AIM
Determine how many lines contain the string "table". Respond with that number and nothing more.

Web page code records:
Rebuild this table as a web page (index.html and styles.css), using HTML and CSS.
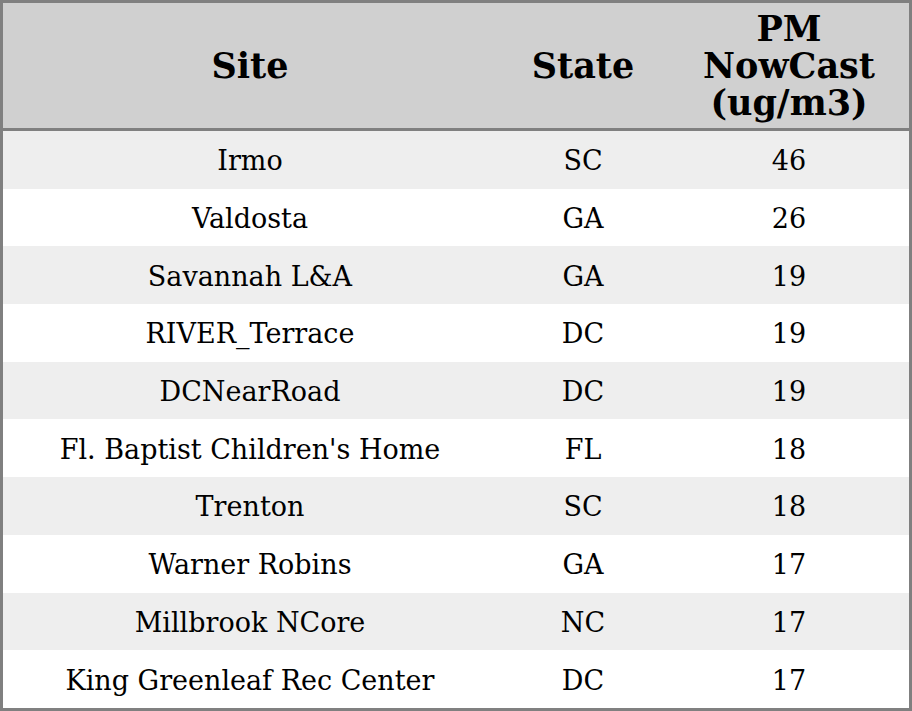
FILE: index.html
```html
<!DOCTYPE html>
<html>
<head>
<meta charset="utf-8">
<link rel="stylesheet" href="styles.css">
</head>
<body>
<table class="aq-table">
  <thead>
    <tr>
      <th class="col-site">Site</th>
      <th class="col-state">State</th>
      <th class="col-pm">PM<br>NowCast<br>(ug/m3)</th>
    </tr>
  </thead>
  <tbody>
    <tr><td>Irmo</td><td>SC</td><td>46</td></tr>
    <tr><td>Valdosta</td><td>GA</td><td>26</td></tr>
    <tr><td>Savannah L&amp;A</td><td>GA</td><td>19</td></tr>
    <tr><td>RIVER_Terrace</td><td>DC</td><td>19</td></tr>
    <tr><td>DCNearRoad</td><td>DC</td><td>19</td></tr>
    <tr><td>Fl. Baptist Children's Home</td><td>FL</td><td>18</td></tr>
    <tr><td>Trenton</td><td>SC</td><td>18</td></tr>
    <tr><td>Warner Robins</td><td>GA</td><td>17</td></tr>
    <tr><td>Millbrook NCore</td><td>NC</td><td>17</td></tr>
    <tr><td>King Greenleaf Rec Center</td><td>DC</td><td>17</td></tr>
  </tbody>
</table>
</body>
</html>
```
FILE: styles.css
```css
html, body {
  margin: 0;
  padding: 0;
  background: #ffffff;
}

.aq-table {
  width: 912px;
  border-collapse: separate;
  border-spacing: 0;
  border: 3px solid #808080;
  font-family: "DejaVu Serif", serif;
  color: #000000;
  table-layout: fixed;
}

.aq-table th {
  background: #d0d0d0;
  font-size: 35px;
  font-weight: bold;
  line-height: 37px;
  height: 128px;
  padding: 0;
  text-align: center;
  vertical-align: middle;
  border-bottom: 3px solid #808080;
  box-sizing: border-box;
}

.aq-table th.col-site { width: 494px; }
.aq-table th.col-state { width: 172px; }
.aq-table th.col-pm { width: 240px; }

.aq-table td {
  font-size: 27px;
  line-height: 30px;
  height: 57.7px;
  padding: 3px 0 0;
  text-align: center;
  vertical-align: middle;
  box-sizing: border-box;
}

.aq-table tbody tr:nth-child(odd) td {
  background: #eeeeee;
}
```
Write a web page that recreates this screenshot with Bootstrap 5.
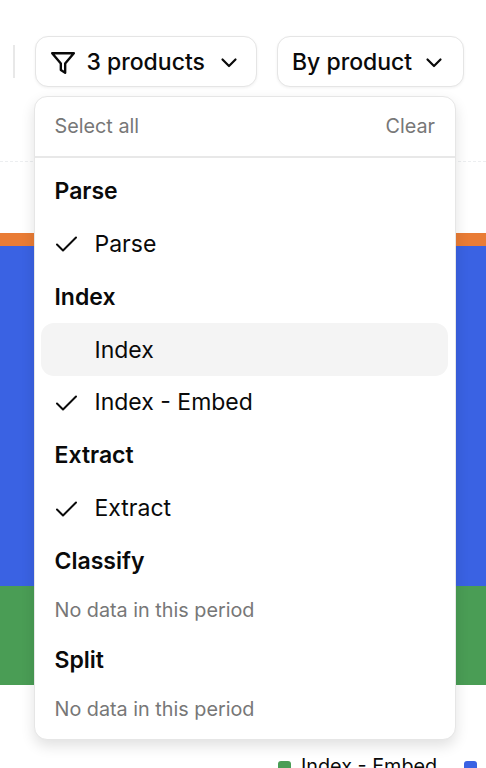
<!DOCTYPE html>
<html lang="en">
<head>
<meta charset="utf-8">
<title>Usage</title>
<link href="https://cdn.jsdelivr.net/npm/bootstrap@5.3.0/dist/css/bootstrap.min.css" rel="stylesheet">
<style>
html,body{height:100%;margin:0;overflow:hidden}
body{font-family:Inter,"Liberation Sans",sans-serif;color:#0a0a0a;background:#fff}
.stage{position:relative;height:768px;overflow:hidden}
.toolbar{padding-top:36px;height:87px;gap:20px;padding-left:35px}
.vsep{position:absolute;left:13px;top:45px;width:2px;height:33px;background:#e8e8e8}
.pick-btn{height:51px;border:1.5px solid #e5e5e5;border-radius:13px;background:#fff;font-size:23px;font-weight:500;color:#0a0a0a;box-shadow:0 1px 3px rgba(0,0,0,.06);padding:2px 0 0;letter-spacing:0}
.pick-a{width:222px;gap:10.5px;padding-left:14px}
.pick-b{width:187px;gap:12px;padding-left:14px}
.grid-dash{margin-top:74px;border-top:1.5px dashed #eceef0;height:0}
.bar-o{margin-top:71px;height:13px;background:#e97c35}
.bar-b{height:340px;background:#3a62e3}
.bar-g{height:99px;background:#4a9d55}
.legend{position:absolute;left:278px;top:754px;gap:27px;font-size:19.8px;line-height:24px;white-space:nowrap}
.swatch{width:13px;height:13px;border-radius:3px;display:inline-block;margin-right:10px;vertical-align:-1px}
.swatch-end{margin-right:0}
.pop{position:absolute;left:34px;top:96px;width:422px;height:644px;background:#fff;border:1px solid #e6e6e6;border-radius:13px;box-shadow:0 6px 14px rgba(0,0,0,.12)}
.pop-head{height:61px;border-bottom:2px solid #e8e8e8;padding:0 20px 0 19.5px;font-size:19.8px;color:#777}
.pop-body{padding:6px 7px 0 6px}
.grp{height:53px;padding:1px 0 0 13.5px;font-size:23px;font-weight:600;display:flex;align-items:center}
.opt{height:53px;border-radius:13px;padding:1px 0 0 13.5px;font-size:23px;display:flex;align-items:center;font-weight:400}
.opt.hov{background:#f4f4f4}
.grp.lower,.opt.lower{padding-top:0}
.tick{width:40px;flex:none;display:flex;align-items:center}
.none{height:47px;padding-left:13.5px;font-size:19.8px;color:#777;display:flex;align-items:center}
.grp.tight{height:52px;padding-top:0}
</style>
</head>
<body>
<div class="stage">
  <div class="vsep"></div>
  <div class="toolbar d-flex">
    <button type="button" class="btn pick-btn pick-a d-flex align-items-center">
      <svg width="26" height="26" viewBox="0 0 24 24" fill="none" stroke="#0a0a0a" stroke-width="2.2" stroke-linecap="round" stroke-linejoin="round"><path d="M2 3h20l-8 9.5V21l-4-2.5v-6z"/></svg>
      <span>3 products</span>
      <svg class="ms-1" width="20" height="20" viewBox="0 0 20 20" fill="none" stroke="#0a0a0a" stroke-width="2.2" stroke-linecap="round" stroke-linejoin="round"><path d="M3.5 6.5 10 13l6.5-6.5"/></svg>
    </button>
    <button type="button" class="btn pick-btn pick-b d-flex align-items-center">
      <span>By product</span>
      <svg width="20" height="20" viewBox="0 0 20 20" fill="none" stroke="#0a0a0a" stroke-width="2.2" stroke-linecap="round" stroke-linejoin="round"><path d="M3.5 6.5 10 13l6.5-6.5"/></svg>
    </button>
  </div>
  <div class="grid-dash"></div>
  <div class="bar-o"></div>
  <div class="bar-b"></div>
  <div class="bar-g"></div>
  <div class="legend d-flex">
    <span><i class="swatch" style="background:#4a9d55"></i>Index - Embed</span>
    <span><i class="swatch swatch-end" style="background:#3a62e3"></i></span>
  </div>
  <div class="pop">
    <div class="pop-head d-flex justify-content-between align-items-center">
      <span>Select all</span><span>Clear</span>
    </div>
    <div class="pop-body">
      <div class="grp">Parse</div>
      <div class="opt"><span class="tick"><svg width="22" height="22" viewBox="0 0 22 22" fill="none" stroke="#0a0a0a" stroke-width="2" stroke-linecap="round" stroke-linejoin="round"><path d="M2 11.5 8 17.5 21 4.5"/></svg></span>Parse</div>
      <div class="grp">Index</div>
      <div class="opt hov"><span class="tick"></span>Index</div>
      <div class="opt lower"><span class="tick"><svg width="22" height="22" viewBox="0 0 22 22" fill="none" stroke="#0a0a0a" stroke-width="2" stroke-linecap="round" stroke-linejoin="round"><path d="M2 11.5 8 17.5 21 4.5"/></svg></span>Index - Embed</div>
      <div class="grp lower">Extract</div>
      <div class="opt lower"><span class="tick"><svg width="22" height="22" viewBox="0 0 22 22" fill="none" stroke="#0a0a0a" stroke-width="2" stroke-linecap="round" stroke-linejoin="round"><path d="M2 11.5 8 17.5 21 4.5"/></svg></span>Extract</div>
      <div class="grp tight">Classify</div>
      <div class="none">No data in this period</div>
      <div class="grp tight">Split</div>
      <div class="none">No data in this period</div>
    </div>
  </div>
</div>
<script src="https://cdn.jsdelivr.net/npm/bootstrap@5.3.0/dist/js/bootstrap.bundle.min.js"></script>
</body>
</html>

SOLVED EXERCISE
11